--- Start Information given ---

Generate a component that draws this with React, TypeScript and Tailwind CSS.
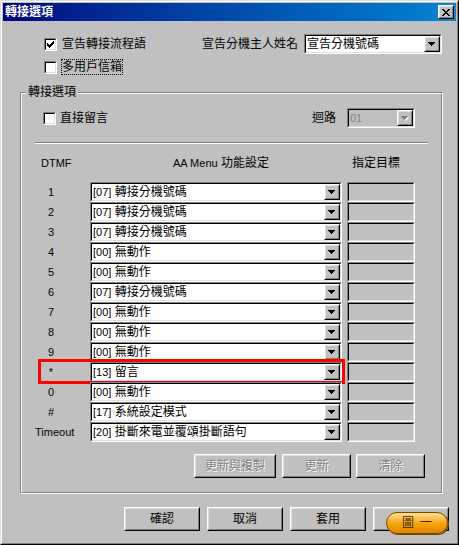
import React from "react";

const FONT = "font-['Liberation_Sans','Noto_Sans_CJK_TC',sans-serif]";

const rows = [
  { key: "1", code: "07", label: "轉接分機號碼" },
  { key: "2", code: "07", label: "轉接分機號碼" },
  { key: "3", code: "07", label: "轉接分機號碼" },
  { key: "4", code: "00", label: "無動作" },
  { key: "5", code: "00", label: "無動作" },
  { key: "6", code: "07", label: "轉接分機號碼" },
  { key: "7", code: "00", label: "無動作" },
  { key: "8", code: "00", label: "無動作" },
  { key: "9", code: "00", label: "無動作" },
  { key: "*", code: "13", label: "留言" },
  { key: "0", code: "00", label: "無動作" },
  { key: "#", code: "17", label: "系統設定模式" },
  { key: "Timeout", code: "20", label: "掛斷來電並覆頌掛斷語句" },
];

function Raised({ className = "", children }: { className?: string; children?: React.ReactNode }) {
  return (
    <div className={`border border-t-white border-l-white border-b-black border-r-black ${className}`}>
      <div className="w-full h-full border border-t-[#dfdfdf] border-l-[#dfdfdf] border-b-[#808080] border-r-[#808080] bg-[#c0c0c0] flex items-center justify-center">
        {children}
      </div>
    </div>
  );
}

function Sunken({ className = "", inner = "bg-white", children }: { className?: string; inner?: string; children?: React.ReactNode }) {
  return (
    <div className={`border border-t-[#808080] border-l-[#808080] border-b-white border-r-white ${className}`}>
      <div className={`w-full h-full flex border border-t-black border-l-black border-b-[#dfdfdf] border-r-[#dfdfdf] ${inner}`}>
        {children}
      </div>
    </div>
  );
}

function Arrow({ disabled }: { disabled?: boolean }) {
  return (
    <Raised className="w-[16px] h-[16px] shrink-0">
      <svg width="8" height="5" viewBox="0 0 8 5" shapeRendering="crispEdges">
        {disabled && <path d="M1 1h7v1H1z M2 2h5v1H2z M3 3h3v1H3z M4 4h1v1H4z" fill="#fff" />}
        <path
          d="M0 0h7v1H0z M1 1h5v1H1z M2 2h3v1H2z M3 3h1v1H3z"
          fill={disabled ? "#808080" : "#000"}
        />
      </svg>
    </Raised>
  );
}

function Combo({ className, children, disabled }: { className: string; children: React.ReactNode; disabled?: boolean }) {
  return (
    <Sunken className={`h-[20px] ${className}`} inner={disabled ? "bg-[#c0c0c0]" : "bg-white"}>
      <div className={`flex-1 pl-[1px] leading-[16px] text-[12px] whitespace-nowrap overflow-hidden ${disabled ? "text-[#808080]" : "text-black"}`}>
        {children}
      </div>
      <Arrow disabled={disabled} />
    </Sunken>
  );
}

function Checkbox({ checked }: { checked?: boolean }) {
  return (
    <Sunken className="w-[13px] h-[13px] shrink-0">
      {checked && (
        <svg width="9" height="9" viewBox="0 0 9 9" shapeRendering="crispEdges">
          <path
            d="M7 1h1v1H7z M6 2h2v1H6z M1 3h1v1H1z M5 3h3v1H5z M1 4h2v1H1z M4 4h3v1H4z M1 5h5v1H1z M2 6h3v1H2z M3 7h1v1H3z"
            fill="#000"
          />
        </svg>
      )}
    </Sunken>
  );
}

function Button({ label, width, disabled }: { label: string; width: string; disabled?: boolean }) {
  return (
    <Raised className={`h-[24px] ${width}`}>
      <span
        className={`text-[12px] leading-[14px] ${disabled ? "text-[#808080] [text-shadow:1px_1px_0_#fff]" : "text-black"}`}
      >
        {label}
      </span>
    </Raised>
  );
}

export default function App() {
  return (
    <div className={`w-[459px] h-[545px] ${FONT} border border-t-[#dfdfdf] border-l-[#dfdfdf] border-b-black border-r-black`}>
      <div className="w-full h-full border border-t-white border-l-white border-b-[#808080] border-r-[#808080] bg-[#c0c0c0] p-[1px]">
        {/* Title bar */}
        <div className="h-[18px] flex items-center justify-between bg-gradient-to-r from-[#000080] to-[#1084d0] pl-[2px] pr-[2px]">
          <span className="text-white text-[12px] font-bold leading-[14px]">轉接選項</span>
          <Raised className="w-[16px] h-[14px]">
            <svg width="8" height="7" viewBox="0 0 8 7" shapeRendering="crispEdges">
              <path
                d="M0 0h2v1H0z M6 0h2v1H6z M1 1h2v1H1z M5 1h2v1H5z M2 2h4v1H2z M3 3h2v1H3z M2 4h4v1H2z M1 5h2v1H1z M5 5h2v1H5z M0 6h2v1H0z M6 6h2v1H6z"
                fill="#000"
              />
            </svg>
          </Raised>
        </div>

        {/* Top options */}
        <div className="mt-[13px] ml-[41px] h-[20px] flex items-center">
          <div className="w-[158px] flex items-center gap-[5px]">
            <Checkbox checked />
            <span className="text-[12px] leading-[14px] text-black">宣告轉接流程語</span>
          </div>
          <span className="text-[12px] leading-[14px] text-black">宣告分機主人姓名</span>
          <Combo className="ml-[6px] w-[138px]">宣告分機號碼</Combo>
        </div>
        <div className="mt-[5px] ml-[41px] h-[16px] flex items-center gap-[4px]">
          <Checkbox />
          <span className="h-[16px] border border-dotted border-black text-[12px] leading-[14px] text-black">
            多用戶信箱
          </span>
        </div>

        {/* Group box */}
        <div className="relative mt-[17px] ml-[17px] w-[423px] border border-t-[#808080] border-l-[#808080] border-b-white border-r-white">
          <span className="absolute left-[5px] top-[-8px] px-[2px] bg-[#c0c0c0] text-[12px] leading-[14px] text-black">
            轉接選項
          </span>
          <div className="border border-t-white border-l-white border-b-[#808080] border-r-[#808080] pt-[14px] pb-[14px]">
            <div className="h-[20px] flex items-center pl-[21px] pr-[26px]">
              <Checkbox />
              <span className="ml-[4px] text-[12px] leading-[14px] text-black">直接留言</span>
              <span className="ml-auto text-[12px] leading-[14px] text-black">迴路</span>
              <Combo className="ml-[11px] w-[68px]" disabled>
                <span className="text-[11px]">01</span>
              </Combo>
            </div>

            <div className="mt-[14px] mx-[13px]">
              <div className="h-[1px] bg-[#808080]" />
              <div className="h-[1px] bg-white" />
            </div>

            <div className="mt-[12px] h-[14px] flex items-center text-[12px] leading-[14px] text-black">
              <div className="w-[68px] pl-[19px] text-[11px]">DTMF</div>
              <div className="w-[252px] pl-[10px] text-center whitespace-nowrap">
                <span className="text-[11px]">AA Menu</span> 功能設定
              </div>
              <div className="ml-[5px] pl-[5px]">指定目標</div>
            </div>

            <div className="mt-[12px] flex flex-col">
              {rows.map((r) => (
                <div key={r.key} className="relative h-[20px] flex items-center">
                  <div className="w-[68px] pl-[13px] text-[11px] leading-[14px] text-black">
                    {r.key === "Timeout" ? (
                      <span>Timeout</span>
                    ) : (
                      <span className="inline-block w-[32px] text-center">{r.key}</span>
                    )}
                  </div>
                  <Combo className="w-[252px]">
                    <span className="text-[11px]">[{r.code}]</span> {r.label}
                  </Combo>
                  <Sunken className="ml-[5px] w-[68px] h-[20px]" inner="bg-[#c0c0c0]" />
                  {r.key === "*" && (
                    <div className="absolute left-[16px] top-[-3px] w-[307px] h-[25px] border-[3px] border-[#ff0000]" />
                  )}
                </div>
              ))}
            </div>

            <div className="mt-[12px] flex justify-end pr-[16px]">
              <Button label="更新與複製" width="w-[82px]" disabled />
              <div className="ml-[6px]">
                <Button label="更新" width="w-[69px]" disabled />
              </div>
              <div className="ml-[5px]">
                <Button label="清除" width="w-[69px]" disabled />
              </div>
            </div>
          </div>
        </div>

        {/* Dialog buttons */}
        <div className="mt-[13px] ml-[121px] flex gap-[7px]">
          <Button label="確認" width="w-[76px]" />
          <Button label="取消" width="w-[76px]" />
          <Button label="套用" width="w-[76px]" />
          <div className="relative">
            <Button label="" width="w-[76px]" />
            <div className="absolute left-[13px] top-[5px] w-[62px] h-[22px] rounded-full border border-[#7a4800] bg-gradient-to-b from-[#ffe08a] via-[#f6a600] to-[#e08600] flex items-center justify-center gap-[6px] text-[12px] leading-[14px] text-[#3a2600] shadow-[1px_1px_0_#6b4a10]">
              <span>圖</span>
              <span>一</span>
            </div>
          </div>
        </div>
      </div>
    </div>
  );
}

--- End Information given ---
--- Start Information given ---

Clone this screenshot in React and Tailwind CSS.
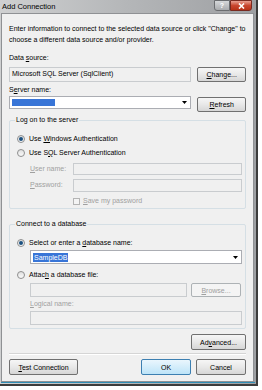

--- End Information given ---

| Work to do |
Where a line above includes "this", copy that line.

| Output of the task |
Generate a component that draws this with React, TypeScript and Tailwind CSS.
Clone this screenshot in React and Tailwind CSS.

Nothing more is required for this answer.